• **Supplied material**:
##########
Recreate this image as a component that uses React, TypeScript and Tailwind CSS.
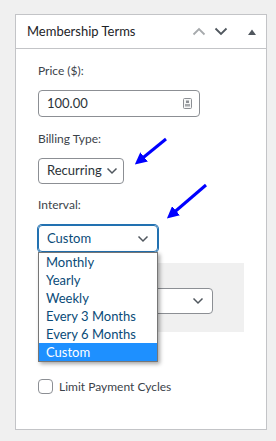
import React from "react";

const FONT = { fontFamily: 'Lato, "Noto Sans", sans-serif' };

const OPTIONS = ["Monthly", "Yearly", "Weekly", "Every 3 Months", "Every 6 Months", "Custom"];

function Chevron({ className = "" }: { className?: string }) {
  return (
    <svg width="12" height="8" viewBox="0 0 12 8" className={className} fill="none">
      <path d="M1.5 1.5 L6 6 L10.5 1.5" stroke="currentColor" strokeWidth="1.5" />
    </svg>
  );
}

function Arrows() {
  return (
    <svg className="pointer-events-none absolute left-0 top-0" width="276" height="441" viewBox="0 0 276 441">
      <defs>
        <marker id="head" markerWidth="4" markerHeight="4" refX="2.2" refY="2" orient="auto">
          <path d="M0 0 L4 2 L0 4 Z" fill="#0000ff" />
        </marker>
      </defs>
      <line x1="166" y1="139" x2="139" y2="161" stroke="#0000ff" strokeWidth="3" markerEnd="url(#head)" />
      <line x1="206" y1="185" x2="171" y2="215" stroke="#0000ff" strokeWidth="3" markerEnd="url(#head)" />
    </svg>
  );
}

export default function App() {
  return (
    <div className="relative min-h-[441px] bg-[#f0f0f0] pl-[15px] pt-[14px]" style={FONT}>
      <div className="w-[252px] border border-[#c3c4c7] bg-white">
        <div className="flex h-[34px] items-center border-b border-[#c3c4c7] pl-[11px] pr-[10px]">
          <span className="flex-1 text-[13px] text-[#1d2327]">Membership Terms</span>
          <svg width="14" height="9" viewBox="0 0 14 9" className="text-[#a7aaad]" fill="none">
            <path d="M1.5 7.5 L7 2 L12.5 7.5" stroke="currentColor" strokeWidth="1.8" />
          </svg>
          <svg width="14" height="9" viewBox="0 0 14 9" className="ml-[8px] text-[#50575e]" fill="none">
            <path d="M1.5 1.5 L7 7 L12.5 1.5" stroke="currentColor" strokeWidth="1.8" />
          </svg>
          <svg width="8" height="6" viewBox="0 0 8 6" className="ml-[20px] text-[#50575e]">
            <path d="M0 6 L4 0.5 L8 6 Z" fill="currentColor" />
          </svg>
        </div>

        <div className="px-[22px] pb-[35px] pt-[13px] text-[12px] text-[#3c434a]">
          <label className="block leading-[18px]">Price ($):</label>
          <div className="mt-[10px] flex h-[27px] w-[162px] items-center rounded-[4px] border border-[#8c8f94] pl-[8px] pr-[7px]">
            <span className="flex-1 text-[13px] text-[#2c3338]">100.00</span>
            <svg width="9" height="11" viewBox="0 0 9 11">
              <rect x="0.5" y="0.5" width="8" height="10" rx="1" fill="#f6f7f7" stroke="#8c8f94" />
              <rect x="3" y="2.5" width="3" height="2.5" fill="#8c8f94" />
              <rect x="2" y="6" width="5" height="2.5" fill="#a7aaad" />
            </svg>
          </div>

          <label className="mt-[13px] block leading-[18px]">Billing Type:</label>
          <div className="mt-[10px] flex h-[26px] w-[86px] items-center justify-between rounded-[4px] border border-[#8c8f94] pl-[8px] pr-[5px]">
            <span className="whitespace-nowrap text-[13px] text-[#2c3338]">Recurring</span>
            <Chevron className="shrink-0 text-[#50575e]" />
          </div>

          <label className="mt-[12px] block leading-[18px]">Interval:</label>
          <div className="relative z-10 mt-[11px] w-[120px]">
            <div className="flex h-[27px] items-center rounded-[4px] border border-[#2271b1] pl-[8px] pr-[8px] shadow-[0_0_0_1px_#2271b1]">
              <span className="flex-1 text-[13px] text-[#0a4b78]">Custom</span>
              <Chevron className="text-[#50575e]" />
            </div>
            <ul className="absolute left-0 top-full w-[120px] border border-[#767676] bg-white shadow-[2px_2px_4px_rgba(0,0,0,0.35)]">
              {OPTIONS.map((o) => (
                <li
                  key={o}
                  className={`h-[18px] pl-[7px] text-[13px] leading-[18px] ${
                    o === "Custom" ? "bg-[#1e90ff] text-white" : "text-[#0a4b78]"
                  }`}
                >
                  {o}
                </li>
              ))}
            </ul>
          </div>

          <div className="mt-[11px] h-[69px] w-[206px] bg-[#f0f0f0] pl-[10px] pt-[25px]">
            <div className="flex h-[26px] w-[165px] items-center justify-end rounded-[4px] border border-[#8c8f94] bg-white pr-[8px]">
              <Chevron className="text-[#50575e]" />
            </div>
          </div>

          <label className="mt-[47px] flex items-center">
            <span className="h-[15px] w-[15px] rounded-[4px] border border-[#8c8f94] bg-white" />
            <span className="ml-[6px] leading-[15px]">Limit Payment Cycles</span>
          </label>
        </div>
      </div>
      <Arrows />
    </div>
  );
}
##########
• **The task**: Output the data above without changes, apart from leaving out the pictures.

• **Answer to the task**:
Recreate this image as a component that uses React, TypeScript and Tailwind CSS.
import React from "react";

const FONT = { fontFamily: 'Lato, "Noto Sans", sans-serif' };

const OPTIONS = ["Monthly", "Yearly", "Weekly", "Every 3 Months", "Every 6 Months", "Custom"];

function Chevron({ className = "" }: { className?: string }) {
  return (
    <svg width="12" height="8" viewBox="0 0 12 8" className={className} fill="none">
      <path d="M1.5 1.5 L6 6 L10.5 1.5" stroke="currentColor" strokeWidth="1.5" />
    </svg>
  );
}

function Arrows() {
  return (
    <svg className="pointer-events-none absolute left-0 top-0" width="276" height="441" viewBox="0 0 276 441">
      <defs>
        <marker id="head" markerWidth="4" markerHeight="4" refX="2.2" refY="2" orient="auto">
          <path d="M0 0 L4 2 L0 4 Z" fill="#0000ff" />
        </marker>
      </defs>
      <line x1="166" y1="139" x2="139" y2="161" stroke="#0000ff" strokeWidth="3" markerEnd="url(#head)" />
      <line x1="206" y1="185" x2="171" y2="215" stroke="#0000ff" strokeWidth="3" markerEnd="url(#head)" />
    </svg>
  );
}

export default function App() {
  return (
    <div className="relative min-h-[441px] bg-[#f0f0f0] pl-[15px] pt-[14px]" style={FONT}>
      <div className="w-[252px] border border-[#c3c4c7] bg-white">
        <div className="flex h-[34px] items-center border-b border-[#c3c4c7] pl-[11px] pr-[10px]">
          <span className="flex-1 text-[13px] text-[#1d2327]">Membership Terms</span>
          <svg width="14" height="9" viewBox="0 0 14 9" className="text-[#a7aaad]" fill="none">
            <path d="M1.5 7.5 L7 2 L12.5 7.5" stroke="currentColor" strokeWidth="1.8" />
          </svg>
          <svg width="14" height="9" viewBox="0 0 14 9" className="ml-[8px] text-[#50575e]" fill="none">
            <path d="M1.5 1.5 L7 7 L12.5 1.5" stroke="currentColor" strokeWidth="1.8" />
          </svg>
          <svg width="8" height="6" viewBox="0 0 8 6" className="ml-[20px] text-[#50575e]">
            <path d="M0 6 L4 0.5 L8 6 Z" fill="currentColor" />
          </svg>
        </div>

        <div className="px-[22px] pb-[35px] pt-[13px] text-[12px] text-[#3c434a]">
          <label className="block leading-[18px]">Price ($):</label>
          <div className="mt-[10px] flex h-[27px] w-[162px] items-center rounded-[4px] border border-[#8c8f94] pl-[8px] pr-[7px]">
            <span className="flex-1 text-[13px] text-[#2c3338]">100.00</span>
            <svg width="9" height="11" viewBox="0 0 9 11">
              <rect x="0.5" y="0.5" width="8" height="10" rx="1" fill="#f6f7f7" stroke="#8c8f94" />
              <rect x="3" y="2.5" width="3" height="2.5" fill="#8c8f94" />
              <rect x="2" y="6" width="5" height="2.5" fill="#a7aaad" />
            </svg>
          </div>

          <label className="mt-[13px] block leading-[18px]">Billing Type:</label>
          <div className="mt-[10px] flex h-[26px] w-[86px] items-center justify-between rounded-[4px] border border-[#8c8f94] pl-[8px] pr-[5px]">
            <span className="whitespace-nowrap text-[13px] text-[#2c3338]">Recurring</span>
            <Chevron className="shrink-0 text-[#50575e]" />
          </div>

          <label className="mt-[12px] block leading-[18px]">Interval:</label>
          <div className="relative z-10 mt-[11px] w-[120px]">
            <div className="flex h-[27px] items-center rounded-[4px] border border-[#2271b1] pl-[8px] pr-[8px] shadow-[0_0_0_1px_#2271b1]">
              <span className="flex-1 text-[13px] text-[#0a4b78]">Custom</span>
              <Chevron className="text-[#50575e]" />
            </div>
            <ul className="absolute left-0 top-full w-[120px] border border-[#767676] bg-white shadow-[2px_2px_4px_rgba(0,0,0,0.35)]">
              {OPTIONS.map((o) => (
                <li
                  key={o}
                  className={`h-[18px] pl-[7px] text-[13px] leading-[18px] ${
                    o === "Custom" ? "bg-[#1e90ff] text-white" : "text-[#0a4b78]"
                  }`}
                >
                  {o}
                </li>
              ))}
            </ul>
          </div>

          <div className="mt-[11px] h-[69px] w-[206px] bg-[#f0f0f0] pl-[10px] pt-[25px]">
            <div className="flex h-[26px] w-[165px] items-center justify-end rounded-[4px] border border-[#8c8f94] bg-white pr-[8px]">
              <Chevron className="text-[#50575e]" />
            </div>
          </div>

          <label className="mt-[47px] flex items-center">
            <span className="h-[15px] w-[15px] rounded-[4px] border border-[#8c8f94] bg-white" />
            <span className="ml-[6px] leading-[15px]">Limit Payment Cycles</span>
          </label>
        </div>
      </div>
      <Arrows />
    </div>
  );
}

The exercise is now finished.